→ **Material**:
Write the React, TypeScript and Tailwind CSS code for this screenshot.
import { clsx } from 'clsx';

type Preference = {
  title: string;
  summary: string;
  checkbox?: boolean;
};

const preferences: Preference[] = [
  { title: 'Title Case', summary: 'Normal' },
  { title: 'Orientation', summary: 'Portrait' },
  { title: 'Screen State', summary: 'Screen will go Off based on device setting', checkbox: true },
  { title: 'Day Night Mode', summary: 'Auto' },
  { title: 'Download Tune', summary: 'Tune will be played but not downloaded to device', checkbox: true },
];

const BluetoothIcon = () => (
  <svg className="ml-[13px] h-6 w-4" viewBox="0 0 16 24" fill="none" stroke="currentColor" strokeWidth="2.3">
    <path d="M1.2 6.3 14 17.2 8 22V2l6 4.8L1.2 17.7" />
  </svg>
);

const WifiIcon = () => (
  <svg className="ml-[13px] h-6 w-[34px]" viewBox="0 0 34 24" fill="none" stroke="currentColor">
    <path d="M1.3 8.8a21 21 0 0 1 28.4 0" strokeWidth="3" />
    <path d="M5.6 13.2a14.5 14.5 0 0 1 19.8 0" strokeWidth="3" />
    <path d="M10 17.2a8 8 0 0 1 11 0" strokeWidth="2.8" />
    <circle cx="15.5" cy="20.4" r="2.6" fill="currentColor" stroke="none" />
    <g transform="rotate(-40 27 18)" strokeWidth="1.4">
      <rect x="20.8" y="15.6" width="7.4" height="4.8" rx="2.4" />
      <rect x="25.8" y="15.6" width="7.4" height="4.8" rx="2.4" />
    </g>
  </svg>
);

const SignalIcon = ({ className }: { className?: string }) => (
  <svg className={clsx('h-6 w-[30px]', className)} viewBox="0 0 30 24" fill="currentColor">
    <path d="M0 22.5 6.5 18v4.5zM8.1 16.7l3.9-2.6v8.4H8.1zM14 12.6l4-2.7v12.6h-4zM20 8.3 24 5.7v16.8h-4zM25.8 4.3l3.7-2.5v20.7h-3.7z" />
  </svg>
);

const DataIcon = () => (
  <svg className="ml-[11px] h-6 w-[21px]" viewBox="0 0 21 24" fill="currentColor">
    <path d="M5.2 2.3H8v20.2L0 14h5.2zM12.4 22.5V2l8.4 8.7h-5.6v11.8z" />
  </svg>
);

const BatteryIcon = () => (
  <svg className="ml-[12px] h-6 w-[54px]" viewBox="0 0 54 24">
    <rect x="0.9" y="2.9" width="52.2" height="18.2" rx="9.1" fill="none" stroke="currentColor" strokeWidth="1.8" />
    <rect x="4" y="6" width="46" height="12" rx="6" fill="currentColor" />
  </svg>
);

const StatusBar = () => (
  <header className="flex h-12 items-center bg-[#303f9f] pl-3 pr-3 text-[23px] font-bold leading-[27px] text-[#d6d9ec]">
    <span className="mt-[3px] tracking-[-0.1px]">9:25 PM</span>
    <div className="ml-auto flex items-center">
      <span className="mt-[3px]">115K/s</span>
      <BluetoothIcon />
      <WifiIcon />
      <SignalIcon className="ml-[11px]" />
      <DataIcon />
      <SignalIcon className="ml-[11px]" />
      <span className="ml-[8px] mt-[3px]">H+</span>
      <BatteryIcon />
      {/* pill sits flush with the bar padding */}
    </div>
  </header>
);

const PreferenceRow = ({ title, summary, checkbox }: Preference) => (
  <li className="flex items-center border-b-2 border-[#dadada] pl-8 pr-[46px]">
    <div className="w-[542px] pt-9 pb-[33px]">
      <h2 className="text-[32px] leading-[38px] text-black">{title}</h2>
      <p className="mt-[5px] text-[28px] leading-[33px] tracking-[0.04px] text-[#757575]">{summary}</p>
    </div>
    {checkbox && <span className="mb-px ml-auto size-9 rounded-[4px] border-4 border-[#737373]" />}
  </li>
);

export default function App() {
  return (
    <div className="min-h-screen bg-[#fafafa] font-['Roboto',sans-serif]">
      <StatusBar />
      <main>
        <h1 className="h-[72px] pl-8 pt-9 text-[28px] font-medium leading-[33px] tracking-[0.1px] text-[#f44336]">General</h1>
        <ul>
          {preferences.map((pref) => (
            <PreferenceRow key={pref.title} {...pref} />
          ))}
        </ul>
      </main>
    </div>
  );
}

→ **The exercise**: From the first line to the last, retype the data exactly.

→ **Worked answer**:
Write the React, TypeScript and Tailwind CSS code for this screenshot.
import { clsx } from 'clsx';

type Preference = {
  title: string;
  summary: string;
  checkbox?: boolean;
};

const preferences: Preference[] = [
  { title: 'Title Case', summary: 'Normal' },
  { title: 'Orientation', summary: 'Portrait' },
  { title: 'Screen State', summary: 'Screen will go Off based on device setting', checkbox: true },
  { title: 'Day Night Mode', summary: 'Auto' },
  { title: 'Download Tune', summary: 'Tune will be played but not downloaded to device', checkbox: true },
];

const BluetoothIcon = () => (
  <svg className="ml-[13px] h-6 w-4" viewBox="0 0 16 24" fill="none" stroke="currentColor" strokeWidth="2.3">
    <path d="M1.2 6.3 14 17.2 8 22V2l6 4.8L1.2 17.7" />
  </svg>
);

const WifiIcon = () => (
  <svg className="ml-[13px] h-6 w-[34px]" viewBox="0 0 34 24" fill="none" stroke="currentColor">
    <path d="M1.3 8.8a21 21 0 0 1 28.4 0" strokeWidth="3" />
    <path d="M5.6 13.2a14.5 14.5 0 0 1 19.8 0" strokeWidth="3" />
    <path d="M10 17.2a8 8 0 0 1 11 0" strokeWidth="2.8" />
    <circle cx="15.5" cy="20.4" r="2.6" fill="currentColor" stroke="none" />
    <g transform="rotate(-40 27 18)" strokeWidth="1.4">
      <rect x="20.8" y="15.6" width="7.4" height="4.8" rx="2.4" />
      <rect x="25.8" y="15.6" width="7.4" height="4.8" rx="2.4" />
    </g>
  </svg>
);

const SignalIcon = ({ className }: { className?: string }) => (
  <svg className={clsx('h-6 w-[30px]', className)} viewBox="0 0 30 24" fill="currentColor">
    <path d="M0 22.5 6.5 18v4.5zM8.1 16.7l3.9-2.6v8.4H8.1zM14 12.6l4-2.7v12.6h-4zM20 8.3 24 5.7v16.8h-4zM25.8 4.3l3.7-2.5v20.7h-3.7z" />
  </svg>
);

const DataIcon = () => (
  <svg className="ml-[11px] h-6 w-[21px]" viewBox="0 0 21 24" fill="currentColor">
    <path d="M5.2 2.3H8v20.2L0 14h5.2zM12.4 22.5V2l8.4 8.7h-5.6v11.8z" />
  </svg>
);

const BatteryIcon = () => (
  <svg className="ml-[12px] h-6 w-[54px]" viewBox="0 0 54 24">
    <rect x="0.9" y="2.9" width="52.2" height="18.2" rx="9.1" fill="none" stroke="currentColor" strokeWidth="1.8" />
    <rect x="4" y="6" width="46" height="12" rx="6" fill="currentColor" />
  </svg>
);

const StatusBar = () => (
  <header className="flex h-12 items-center bg-[#303f9f] pl-3 pr-3 text-[23px] font-bold leading-[27px] text-[#d6d9ec]">
    <span className="mt-[3px] tracking-[-0.1px]">9:25 PM</span>
    <div className="ml-auto flex items-center">
      <span className="mt-[3px]">115K/s</span>
      <BluetoothIcon />
      <WifiIcon />
      <SignalIcon className="ml-[11px]" />
      <DataIcon />
      <SignalIcon className="ml-[11px]" />
      <span className="ml-[8px] mt-[3px]">H+</span>
      <BatteryIcon />
      {/* pill sits flush with the bar padding */}
    </div>
  </header>
);

const PreferenceRow = ({ title, summary, checkbox }: Preference) => (
  <li className="flex items-center border-b-2 border-[#dadada] pl-8 pr-[46px]">
    <div className="w-[542px] pt-9 pb-[33px]">
      <h2 className="text-[32px] leading-[38px] text-black">{title}</h2>
      <p className="mt-[5px] text-[28px] leading-[33px] tracking-[0.04px] text-[#757575]">{summary}</p>
    </div>
    {checkbox && <span className="mb-px ml-auto size-9 rounded-[4px] border-4 border-[#737373]" />}
  </li>
);

export default function App() {
  return (
    <div className="min-h-screen bg-[#fafafa] font-['Roboto',sans-serif]">
      <StatusBar />
      <main>
        <h1 className="h-[72px] pl-8 pt-9 text-[28px] font-medium leading-[33px] tracking-[0.1px] text-[#f44336]">General</h1>
        <ul>
          {preferences.map((pref) => (
            <PreferenceRow key={pref.title} {...pref} />
          ))}
        </ul>
      </main>
    </div>
  );
}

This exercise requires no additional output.